Potentilla Mixed Hedging
The strength suggested in the name of the potentilla is reflected in its tolerant, versatile nature. Potentilla hedges are exceptionally all-round, tolerating a wide range of soil types and positions without requiring regular maintenance. In fact, they are not many hedging plants that require less maintenance than potentilla. They will grow happily in poor soils and can cope with drought and shade. As is to be expected of flowering hedging plants, however, they certainly prefer a position in the full sun. A potentilla hedge will only need to be watered during prolonged periods of exceptional drought or when you plant it in a light, sandy soil. It will feel most at home in a well-drained soil of average moisture, but it might still thrive on other soils.
Pruning is hardly necessary, unless you prefer to keep your potentilla as a formal hedge. However, we would like to recommend you prune your potentilla hedge after flowering, as this is beneficial to flowering in the following year. Though the species responds very well to pruning and can therefore be cut back to its desired height fairly easily, you can choose to leave it completely unpruned if you are looking for a hedge with a very informal, natural appearance. We would like to advise against using fertiliser, as potentillas are native to soils that are quite poor and therefore, applying fertilisers is not beneficial to their health and development.

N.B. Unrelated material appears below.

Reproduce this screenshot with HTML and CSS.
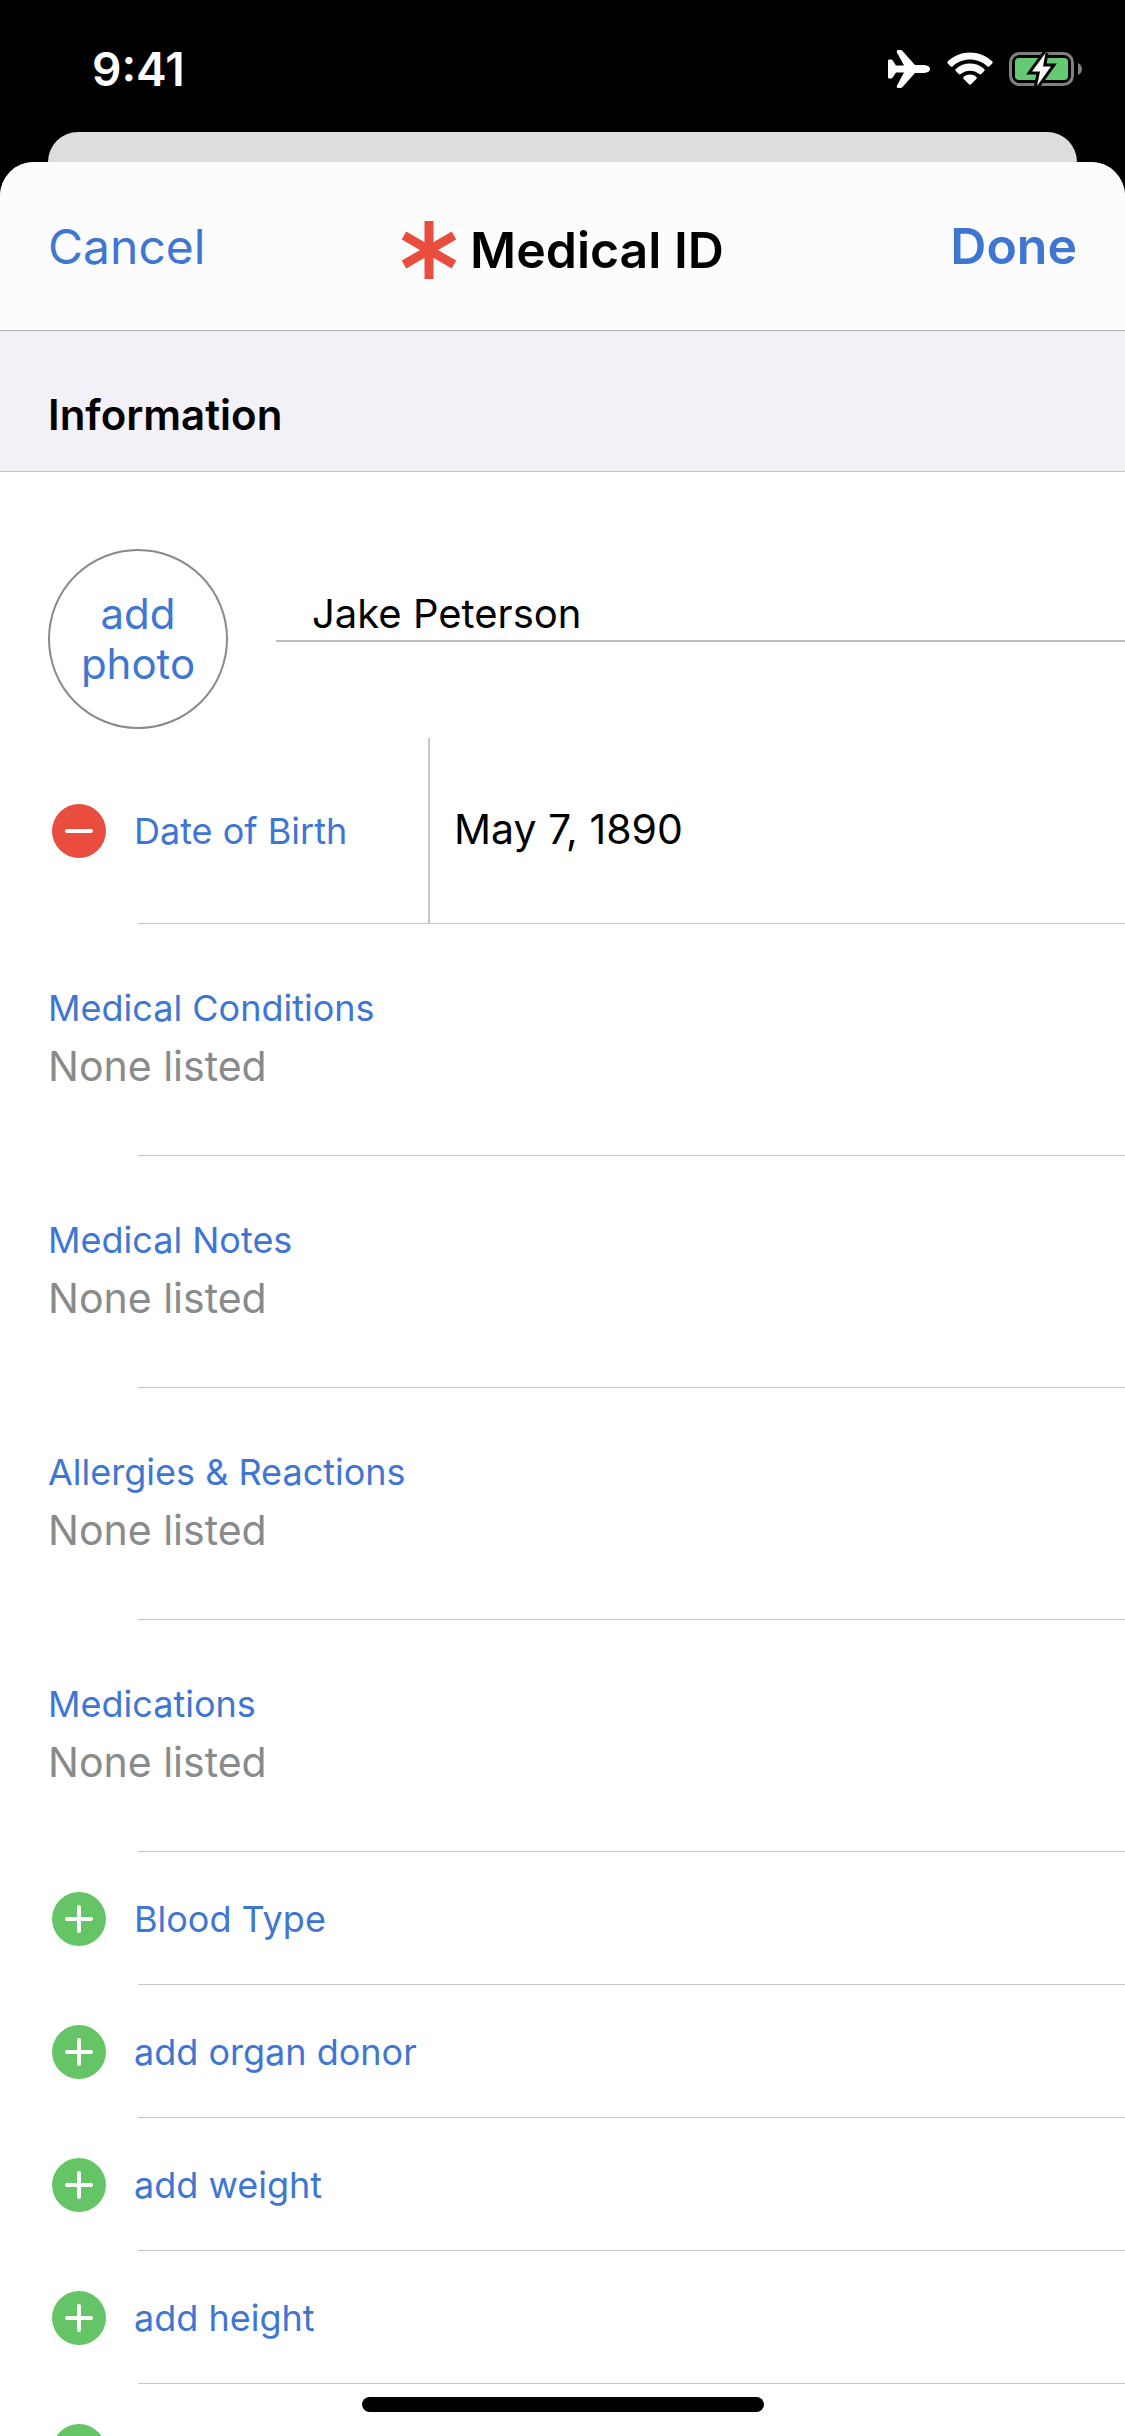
FILE: index.html
```html
<!DOCTYPE html>
<html lang="en">
  <head>
    <meta charset="UTF-8" />
    <meta name="viewport" content="width=device-width, initial-scale=1.0" />
    <title>Medical ID</title>
    <link rel="stylesheet" href="styles.css">
  </head>
  <body>
    <div class="screen">
      <div class="status-bar">
        <span class="time">9:41</span>
        <div class="status-icons">
          <svg width="44" height="40" viewBox="0 0 44 40">
            <path
              d="M1 11.500Q1 10.500 2 10.500H4Q5 10.500 5.600 11.300L9 16.500H17L10 3.500Q9 1 11.500 1H13.500Q14.500 1 15.500 2L28 16H37Q43 16.500 43 20T37 24H28L15.500 38Q14.500 39 13.500 39H11.500Q9 39 10 36.500L17 23.500H9L5.600 28.700Q5 29.500 4 29.500H2Q1 29.500 1 28.500Z"
              fill="#fff"
            />
          </svg>
          <svg width="46" height="34" viewBox="0 0 46 34">
            <path
              d="M0.800 11.500Q-0.200 10.400 0.900 9.300C13-2.300 33-2.300 45.100 9.300Q46.200 10.400 45.200 11.500L42.300 14.400Q41.500 15.200 40.500 14.400C30.500 5.300 15.500 5.300 5.500 14.400Q4.500 15.200 3.700 14.400Z"
              fill="#fff"
            />
            <path
              d="M8.700 18.900Q7.800 18 8.800 17C16.800 9.800 29.200 9.800 37.200 17Q38.200 18 37.300 18.900L34.200 22Q33.300 22.800 32.300 22C27 17.500 19 17.500 13.700 22Q12.700 22.800 11.800 22Z"
              fill="#fff"
            />
            <path
              d="M16.500 26.700Q15.600 25.800 16.600 24.900C20.300 21.700 25.700 21.700 29.400 24.900Q30.400 25.800 29.500 26.700L23.800 32.500Q23 33.200 22.200 32.500Z"
              fill="#fff"
            />
          </svg>
          <svg width="74" height="38" viewBox="0 0 74 38">
            <rect x="1.500" y="3.500" width="62" height="31" rx="9" fill="none" stroke="#808080" stroke-width="3" />
            <rect x="6" y="8" width="53" height="22" rx="4" fill="#65c872" />
            <path d="M69 13Q73 15 73 19T69 25Z" fill="#808080" />
            <path
              d="M36.500 3L23 21.500H31L28 36L42 16.500H34Z"
              fill="#fff"
              stroke="#000"
              stroke-width="6"
              paint-order="stroke"
            />
          </svg>
        </div>
      </div>

      <div class="back-sheet"></div>

      <div class="sheet">
        <header class="nav">
          <button class="nav-btn" type="button">Cancel</button>
          <h1 class="title">
            <svg width="56" height="58" viewBox="0 0 56 58">
              <path
                d="M28 0V58M3 14.500L53 43.500M53 14.500L3 43.500"
                fill="none"
                stroke="#e84d3d"
                stroke-width="9"
              />
            </svg>
            Medical ID
          </h1>
          <button class="nav-btn done" type="button">Done</button>
        </header>

        <h2 class="section-title">Information</h2>

        <form>
          <div class="profile">
            <button class="photo" type="button">add<br />photo</button>
            <input
              class="name"
              type="text"
              aria-label="Name"
              value="Jake Peterson"
            />
          </div>

          <div class="birth">
            <button class="round remove" type="button" aria-label="Remove date of birth">
              <svg width="54" height="54" viewBox="0 0 54 54">
                <path d="M15 27H39" />
              </svg>
            </button>
            <label class="label" for="birthDate">Date of Birth</label>
            <input id="birthDate" class="date" type="text" value="May 7, 1890" />
          </div>

          <div class="entry">
            <label class="label" for="conditions">Medical Conditions</label>
            <input id="conditions" type="text" placeholder="None listed" />
          </div>
          <div class="entry">
            <label class="label" for="notes">Medical Notes</label>
            <input id="notes" type="text" placeholder="None listed" />
          </div>
          <div class="entry">
            <label class="label" for="allergies">Allergies &amp; Reactions</label>
            <input id="allergies" type="text" placeholder="None listed" />
          </div>
          <div class="entry">
            <label class="label" for="medications">Medications</label>
            <input id="medications" type="text" placeholder="None listed" />
          </div>

          <button class="add-row" type="button">
            <span class="round">
              <svg width="54" height="54" viewBox="0 0 54 54">
                <path d="M15 27H39M27 15V39" />
              </svg>
            </span>
            <span class="label">Blood Type</span>
          </button>
          <button class="add-row" type="button">
            <span class="round">
              <svg width="54" height="54" viewBox="0 0 54 54">
                <path d="M15 27H39M27 15V39" />
              </svg>
            </span>
            <span class="label">add organ donor</span>
          </button>
          <button class="add-row" type="button">
            <span class="round">
              <svg width="54" height="54" viewBox="0 0 54 54">
                <path d="M15 27H39M27 15V39" />
              </svg>
            </span>
            <span class="label">add weight</span>
          </button>
          <button class="add-row" type="button">
            <span class="round">
              <svg width="54" height="54" viewBox="0 0 54 54">
                <path d="M15 27H39M27 15V39" />
              </svg>
            </span>
            <span class="label">add height</span>
          </button>
          <button class="add-row" type="button" aria-label="add">
            <span class="round">
              <svg width="54" height="54" viewBox="0 0 54 54">
                <path d="M15 27H39M27 15V39" />
              </svg>
            </span>
          </button>
        </form>
      </div>

      <div class="home-bar"></div>
    </div>
  </body>
</html>
```

FILE: styles.css
```css
* {
  box-sizing: border-box;
  font-family: Inter, "Liberation Sans", sans-serif;
}

body {
  margin: 0;
  background-color: #000;
}

.screen {
  position: relative;
  display: flex;
  flex-direction: column;
  height: 100vh;
  overflow: hidden;
}

button,
input {
  padding: 0;
  border: none;
  background: none;
}

button {
  color: #3f76d2;
  cursor: pointer;
}

input {
  min-width: 0;
  height: 50px;
  color: #000;
  font-size: 41px;
  outline: none;
}

input::placeholder {
  color: #8a8a8a;
  opacity: 1;
}

svg {
  display: block;
}

.status-bar {
  display: flex;
  justify-content: space-between;
  align-items: center;
  height: 132px;
  padding: 6px 42px 0 92px;
}

.time {
  color: #fff;
  font-size: 46px;
  font-weight: 600;
}

.status-icons {
  display: flex;
  align-items: center;
  gap: 16px;
}

/* top edge of the page behind the sheet */
.back-sheet {
  height: 30px;
  margin: 0 48px;
  border-radius: 30px 30px 0 0;
  background-color: #dddddf;
}

.sheet {
  flex: 1;
  border-radius: 34px 34px 0 0;
  background-color: #fff;
  overflow: hidden;
}

.nav {
  display: grid;
  grid-template-columns: 1fr auto 1fr;
  align-items: center;
  height: 169px;
  padding: 0 48px;
  border-bottom: 1px solid #b0b0b4;
  background-color: #fcfcfd;
}

.nav-btn {
  justify-self: start;
  font-size: 48px;
}

.done {
  justify-self: end;
  font-size: 50px;
  font-weight: 600;
}

.title {
  display: flex;
  align-items: center;
  gap: 13px;
  margin: 0;
  padding-top: 8px;
  font-size: 50px;
  font-weight: 600;
}

.section-title {
  margin: 0;
  padding: 59px 48px 31px;
  border-bottom: 1px solid #c6c6c8;
  background-color: #f2f1f7;
  font-size: 42px;
  line-height: 50px;
  font-weight: 600;
}

.profile {
  display: flex;
  align-items: flex-start;
  gap: 48px;
  padding: 77px 0 9px 48px;
}

.photo {
  width: 180px;
  height: 180px;
  border: 2px solid #8a8a8a;
  border-radius: 50%;
  font-size: 42px;
  line-height: 50px;
}

.name {
  flex: 1;
  height: 93px;
  padding: 38px 36px 0;
  border-bottom: 2px solid #bdbdbf;
  font-size: 40px;
}

.label {
  color: #3f76d2;
  font-size: 36px;
  line-height: 50px;
}

.birth {
  display: flex;
  align-items: center;
  height: 186px;
  padding-left: 52px;
  background: linear-gradient(#c6c6c8, #c6c6c8) no-repeat 138px 100% / 100% 1px;
}

.birth .label {
  width: 294px;
  margin-left: 28px;
}

.date {
  flex: 1;
  align-self: stretch;
  height: auto;
  padding: 0 0 4px 24px;
  border-left: 2px solid #c6c6c8;
}

.round {
  display: block;
  width: 54px;
  height: 54px;
  border-radius: 50%;
  background-color: #64c466;
}

.round path {
  fill: none;
  stroke: #fff;
  stroke-width: 4;
  stroke-linecap: round;
}

.remove {
  background-color: #e84d3d;
}

.entry {
  display: flex;
  flex-direction: column;
  gap: 8px;
  height: 232px;
  padding: 59px 48px 0;
  background: linear-gradient(#c6c6c8, #c6c6c8) no-repeat 138px 100% / 100% 1px;
}

.add-row {
  display: flex;
  align-items: center;
  gap: 28px;
  width: 100%;
  height: 133px;
  padding-left: 52px;
  background: linear-gradient(#c6c6c8, #c6c6c8) no-repeat 138px 100% / 100% 1px;
}

.home-bar {
  position: absolute;
  bottom: 24px;
  left: 50%;
  width: 402px;
  height: 15px;
  margin-left: -201px;
  border-radius: 8px;
  background-color: #000;
}
```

Combining Potentilla for Flowering Hedges
With all the beautifully coloured potentilla cultivars that are available, we can imagine that it is sometimes difficult to choose the right colour for your garden. Luckily, you do not necessarily have to pick just one variety. It is possible to combine different colours of flowers with consecutive flowering seasons and as a result, enjoy the beautiful flowers of your mixed potentilla hedge for the longest time possible. The beautiful, coppery orange autumn colouring of its grey-green leaves adds an additional dimension of colour to your hedge. It is even possible to create a mixture with an evergreen backdrop to make your garden stand out during the winter months, when the potentilla itself has a relatively dull appearance.
Despite that, a potentilla hedge is recommended to any garden enthusiast with a fondness for flowers, as the species has an exceptionally long flowering season. It is even possible to extend the flowering season of a mixed potentilla hedge beyond that of a single species hedge, as some cultivars start flowering as early as May. And since potentillas are very easy to maintain, a mixed potentilla hedge provides a surprising amount of gain for surprisingly little pain.